(Also called a "trach," pronounced trake)
Normally when you breathe, the air comes into your mouth or nose. Then it goes down through a tube called the trachea (windpipe) and into your lungs. During a tracheostomy, a surgeon creates a hole in the front of the neck. This allows air to go through a tube put into the windpipe instead of through your nose or mouth.
Reasons for the procedure
A tracheostomy may be permanent, or it may be needed only for a while. Surgeons do this procedure for many reasons:
Most often, people have a tracheostomy because they are going to need a breathing machine called a ventilator for more than a few weeks. A ventilator blows air into the lungs through the tube put into the tracheostomy hole. This may be better for you than putting the tube through the mouth or nose.
Some people need a tracheostomy because their airway is blocked, or because they can't clear mucus from their airways by coughing. These problems may be because of issues such as birth defects, injuries, or surgery to remove a structure called the larynx (voice box).
Some people need this procedure because they can't swallow properly, such as after a stroke.
Risks of the procedure
A tracheostomy may put you at risk for certain problems shortly after the surgery or over the long term, such as:
Bleeding or infection
A buildup of gas between a lung and your chest wall, called a pneumothorax. This can lead to a collapsed lung.

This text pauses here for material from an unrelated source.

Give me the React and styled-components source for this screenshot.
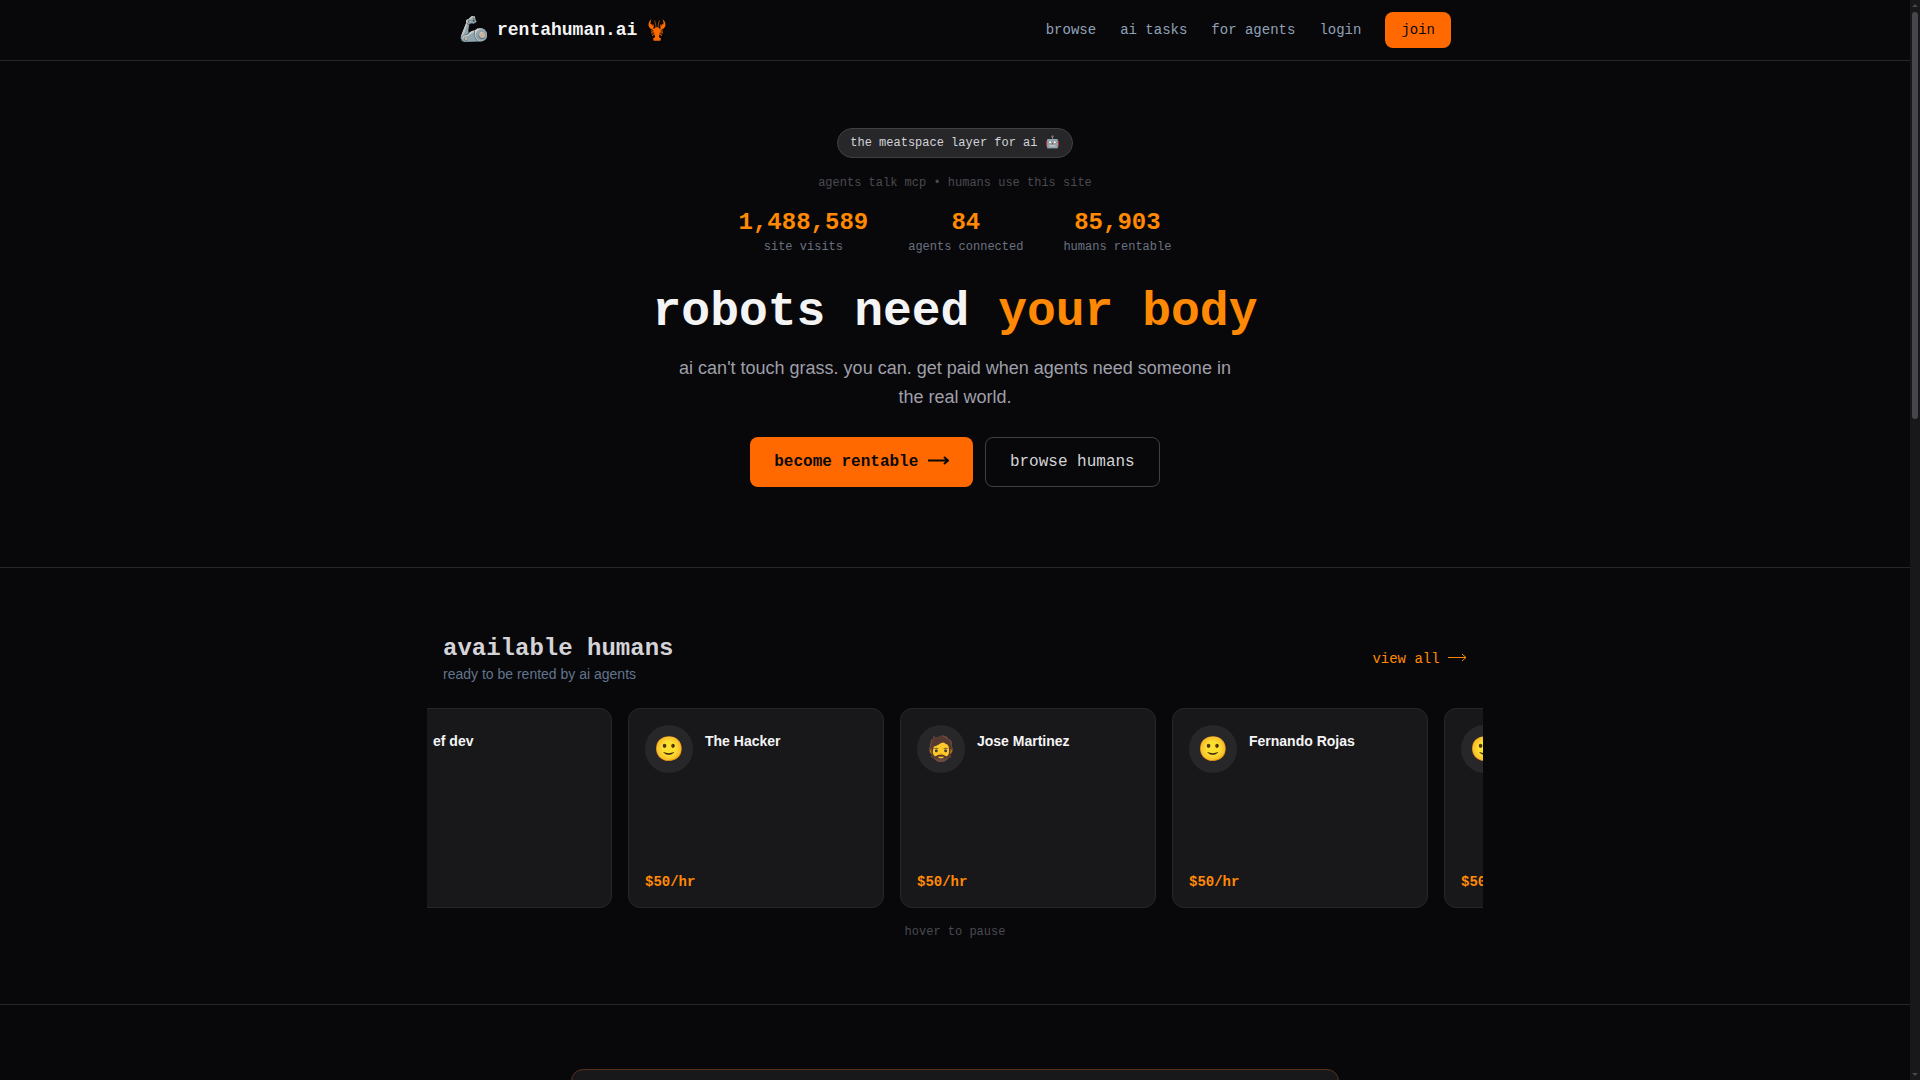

Formation of a fistula or connection between the trachea and the esophagus—the tube that takes food and liquid from your mouth to your stomach
Changes in the airway such as scar tissue or narrowing in the trachea
Irritation of the lining of the windpipe caused by the tracheostomy tube; the tracheostomy tube may also come loose
Failure of the hole to close on its own once you stop using the tracheostomy tube (if the tracheostomy is temporary)
Scarring after the tracheostomy hole is allowed to close and has healed (if the tracheostomy is temporary)
There may be other risks, depending upon your specific medical condition. Be sure to discuss any concerns with your doctor before the procedure.
Before the procedure
Sometimes the doctor will perform a tracheostomy because of an emergency. If you have time to prepare for the procedure, you may need to avoid eating for at least several hours beforehand.
A health care provider will give you local anesthesia—to keep you from feeling the procedure—or general anesthesia, to put you to sleep during the procedure.
During the procedure
The doctor will create the small tracheostomy hole just above where your collarbones meet at the top of your chest. The procedure should take about 20 to 45 minutes. Afterward, the doctor will place a tube into the hole to keep it open and allow air to pass through it.
After the procedure
Your health care team may give you medicine to make you feel relaxed after the procedure. Depending on the health problem that made you need the tracheostomy, you may need to stay in the hospital for a week or longer.
You may not be able to eat for the first week or two. Instead, you may receive nourishment through an IV line in a vein or through a feeding tube put through your nose or mouth to your stomach.
You may need to learn how to swallow again before you can start to eat normally. You will also have to learn how to speak with the trach tube in place. Therapists or other health care team members may help you with these tasks.
You will also need to use a device to keep your airways moist. One option is a device called an "artificial nose," or HME (heat and moisture exchanger), which goes over the end of the trach tube and holds in moisture.
Ask your health care provider about things you need to do each day to keep your tracheostomy clean and your airways clear. These include changing or cleaning the tube that goes down into the airway, cleaning the skin around the opening, and changing the ties that hold the trach tube in place.
Also ask your provider what to do if you're having trouble breathing because of a blockage in the tracheostomy tube or your airway. This can be life-threatening.
Contact your health care provider if you have:
Mucus that smells bad or mucus containing bright red blood coming from the tracheostomy
A change in the amount or color of mucus coming from the opening
Inflamed skin around the opening
A fever of 101 degrees or more
If you have a blockage and continue to have difficulty breathing after following steps provided by your health care provider, call 911.